Tuning magento-thermoeletric transport of Cd₃As₂ thin films via strategic doping

Weyl and Dirac semimetals combine topological and semimetallic effects, making them candidates for interesting and effective thermoelectric transport properties. Previous work in the Weyl semimetal NbP demonstrated the simultaneous presence of both a large Nernst and magneto-Seebeck effect and how doping strongly alters both thermopowers [1]. The theory underlying transport in NbP is now applied to the Dirac semimetal Cd₃As₂ in order to predict the carrier concentrations at which the combined thermopowers are maximized under various temperature and field conditions.

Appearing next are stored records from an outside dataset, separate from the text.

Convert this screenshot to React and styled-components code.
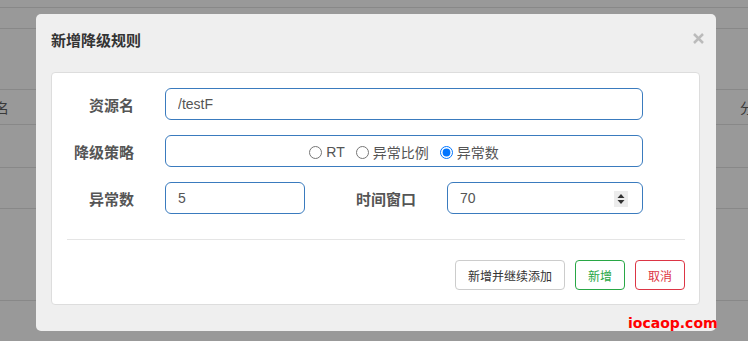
import React from 'react'
import styled, { createGlobalStyle } from 'styled-components'

const GlobalStyle = createGlobalStyle`
  html, body {
    margin: 0;
    padding: 0;
    background: #999;
    font-family: "Liberation Sans", "Noto Sans CJK SC", sans-serif;
  }
`

const Page = styled.div`
  position: relative;
  width: 748px;
  height: 341px;
  overflow: hidden;
  background: #999;
`

// table behind the backdrop
const BgRow = styled.div`
  height: ${props => props.h}px;
  border-bottom: 1px solid #888;
  display: flex;
  align-items: center;
  justify-content: space-between;
  font-size: 14px;
  color: #3a3a3a;
`

const BgCell = styled.span`
  margin-left: ${props => props.ml || 0}px;
  margin-right: ${props => props.mr || 0}px;
`

const Modal = styled.div`
  position: absolute;
  left: 36px;
  top: 14px;
  width: 680px;
  height: 317px;
  background: #efefef;
  border-radius: 5px;
  display: flex;
  flex-direction: column;
`

const Header = styled.div`
  height: 58px;
  padding: 10px 12px 0 15px;
  box-sizing: border-box;
  display: flex;
  justify-content: space-between;
  align-items: flex-start;
`

const Title = styled.div`
  margin-top: 7px;
  font-size: 15px;
  line-height: 20px;
  font-weight: bold;
  color: #333;
`

const Close = styled.button`
  border: none;
  background: none;
  padding: 0;
  margin-top: 9px;
  width: 11px;
  height: 11px;
  display: flex;
  cursor: pointer;
`

const Panel = styled.div`
  margin: 0 16px 0 15px;
  background: #fff;
  border: 1px solid #ddd;
  border-radius: 4px;
  padding: 15px 15px 14px 15px;
`

const Row = styled.div`
  display: flex;
  align-items: center;
  height: 32px;
  margin-bottom: ${props => (props.last ? 0 : 15)}px;
`

const Label = styled.label`
  width: ${props => props.w}px;
  margin-right: 31px;
  text-align: right;
  font-size: 15px;
  font-weight: bold;
  color: #555;
  line-height: 32px;
  padding-top: 3px;
  box-sizing: border-box;
  flex-shrink: 0;
`

const Field = styled.div`
  width: ${props => props.w}px;
  height: 32px;
  box-sizing: border-box;
  border: 1px solid #3a7bbe;
  border-radius: 6px;
  display: flex;
  align-items: center;
  justify-content: ${props => (props.center ? 'center' : 'space-between')};
  padding: 0 14px 0 12px;
  background: #fff;
`

const Input = styled.input`
  border: none;
  outline: none;
  padding: 0;
  flex: 1;
  min-width: 0;
  font-family: "Liberation Sans", "Noto Sans CJK SC", sans-serif;
  font-size: 14px;
  color: #555;
  background: transparent;
`

const Spinner = styled.span`
  width: 14px;
  height: 16px;
  background: #ececec;
  display: flex;
  align-items: center;
  justify-content: center;
  flex-shrink: 0;
  margin-top: 1px;
`

const RadioGroup = styled.div`
  display: flex;
  align-items: center;
  gap: 11px;
  padding-left: 2px;
`

const RadioLabel = styled.label`
  display: inline-flex;
  align-items: center;
  gap: 4px;
  font-size: 14px;
  color: #555;
  padding-top: 2px;
  input {
    margin: 0;
    width: 13px;
    height: 13px;
  }
`

const Divider = styled.div`
  height: 1px;
  background: #e5e5e5;
  margin: 25px -1px 20px 0;
`

const Footer = styled.div`
  display: flex;
  justify-content: flex-end;
  gap: 10px;
  margin-right: -1px;
`

const colors = {
  default: { border: '#ccc', text: '#333' },
  success: { border: '#28a745', text: '#28a745' },
  danger: { border: '#dc3545', text: '#dc3545' },
}

const Button = styled.button`
  height: 30px;
  padding: 0 12px;
  font-family: "Liberation Sans", "Noto Sans CJK SC", sans-serif;
  font-size: 12px;
  background: #fff;
  border: 1px solid ${props => colors[props.kind].border};
  color: ${props => colors[props.kind].text};
  border-radius: 4px;
  cursor: pointer;
`

const Watermark = styled.div`
  position: absolute;
  left: 628px;
  top: 315px;
  font-family: "DejaVu Sans", sans-serif;
  font-weight: bold;
  font-size: 14px;
  line-height: 16px;
  color: #f00;
`

const bgRows = [7, 20, 60, 34, 42, 40, 91]

export default function App() {
  return (
    <Page>
      <GlobalStyle />
      {bgRows.map((h, i) => (
        <BgRow key={i} h={h}>
          {i === 3 && (
            <>
              <BgCell ml={-5}>名</BgCell>
              <BgCell mr={-6}>分</BgCell>
            </>
          )}
        </BgRow>
      ))}

      <Modal>
        <Header>
          <Title>新增降级规则</Title>
          <Close aria-label="close">
            <svg width="11" height="11" viewBox="0 0 11 11">
              <path d="M1 1L10 10M10 1L1 10" stroke="#bbb" strokeWidth="2.5" />
            </svg>
          </Close>
        </Header>
        <Panel>
          <Row>
            <Label w={67}>资源名</Label>
            <Field w={478}>
              <Input defaultValue="/testF" />
            </Field>
          </Row>
          <Row>
            <Label w={67}>降级策略</Label>
            <Field w={478} center>
              <RadioGroup>
                <RadioLabel>
                  <input type="radio" name="grade" />
                  RT
                </RadioLabel>
                <RadioLabel>
                  <input type="radio" name="grade" />
                  异常比例
                </RadioLabel>
                <RadioLabel>
                  <input type="radio" name="grade" defaultChecked />
                  异常数
                </RadioLabel>
              </RadioGroup>
            </Field>
          </Row>
          <Row last>
            <Label w={67}>异常数</Label>
            <Field w={140}>
              <Input defaultValue="5" />
            </Field>
            <Label w={111}>时间窗口</Label>
            <Field w={196}>
              <Input defaultValue="70" />
              <Spinner>
                <svg width="8" height="12" viewBox="0 0 8 12">
                  <path d="M4 1L7.5 5H0.5Z M4 11L7.5 7H0.5Z" fill="#333" />
                </svg>
              </Spinner>
            </Field>
          </Row>
          <Divider />
          <Footer>
            <Button kind="default">新增并继续添加</Button>
            <Button kind="success">新增</Button>
            <Button kind="danger">取消</Button>
          </Footer>
        </Panel>
      </Modal>
      <Watermark>iocaop.com</Watermark>
    </Page>
  )
}
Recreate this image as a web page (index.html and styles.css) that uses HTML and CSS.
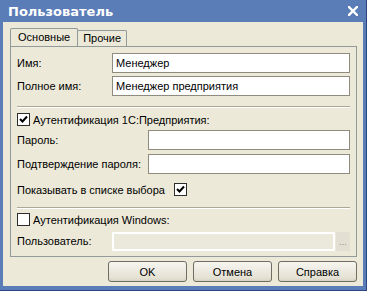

To achieve the very precise doping necessary for these predictions, thin films of Te-doped Cd₃As₂ were grown via molecular-beam epitaxy (MBE) at the predicted carrier density levels. The magneto-thermoelectric transport of these samples is characterized to determine the predictive power of the model and the viability of the MBE growth method for tuning the material to the specific operating conditions (i.e. temperature and magnetic field).

[1] E. F. Scott et al, Phys. Rev. B, 107, 115108 (2023).

This work is supported by the U.S. Department of Energy under award number DE-SC0020154 and the Office of Science Graduate Student Research (SCGSR) program under contract number DE-SC0014664.